A tumor microenvironment responsive nanoplatform with oxidative stress amplification for effective MRI-based visual tumor ferroptosis

As a promising new form of non-apoptotic regulated cell death, ferroptosis has potential as an effective supplement to apoptosis-based cancer treatments. However, high intracellular glutathione (GSH) levels and insufficient hydrogen peroxide (H2O2) in the tumor limit the efficacy of ferroptosis. Here, we designed a theranostic nanoplatform, named FCS/GCS, by incorporating amphiphilic polymer skeletal (P-SS-D), cinnamaldehyde prodrug (CA-OH) and iron ions (Fe3+)/gadolinium ions (Gd3+) via chelation reactions between Fe3+/Gd3+ and polyphenols. When delivered in the tumor microenvironment with high GSH level, the nanoparticles are depolymerized by the poly(disulfide) backbone of P-SS-D. The activated CA consumes the GSH and elevates intracellular H2O2, followed by a high level of Fenton reaction to generate abundant •OH levels. The generation of reactive oxygen species (ROS) further accelerates CA activation. The GSH consumption by disulfide, CA and Fe3+, downregulates GPX4 and generates •OH, which accelerate lipid peroxides (LPO) accumulation and consequently enhances ferroptosis.

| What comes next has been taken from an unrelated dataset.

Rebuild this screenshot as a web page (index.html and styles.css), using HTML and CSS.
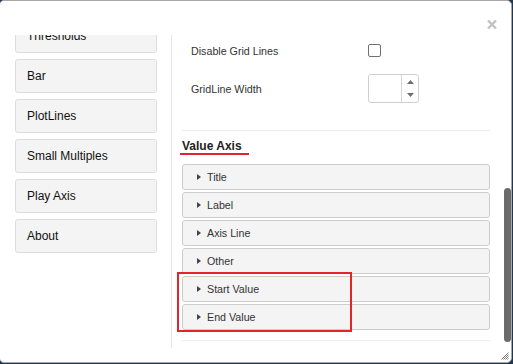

Additionally, the released Gd3+ may serve as a contrast agent for tumor-specific T1-weighted magnetic resonance imaging (MRI). Thus, the rationally designed FCS/GCS system is a promising strategy for effective MRI-based visual ferroptosis therapy. STATEMENT OF SIGNIFICANCE: Ferroptosis is a new form of non-apoptotic regulated cell death and has potential as an effective supplement to apoptosis-based cancer treatment. However, the efficiency of ferroptosis is limited by excessive glutathione level and insufficient hydrogen peroxide level in tumor site. In this study, we fabricate a theranostic nanoplatform (FCS/GCS) to amplify oxidation stress in tumor site for effective ferroptosis-based cancer treatment, and tumor specific magnetic resonance imaging is introduced for supervision. Our nanoplatform may provide a promising strategy for MRI-based visual ferroptosis therapy with high specificity and efficiency.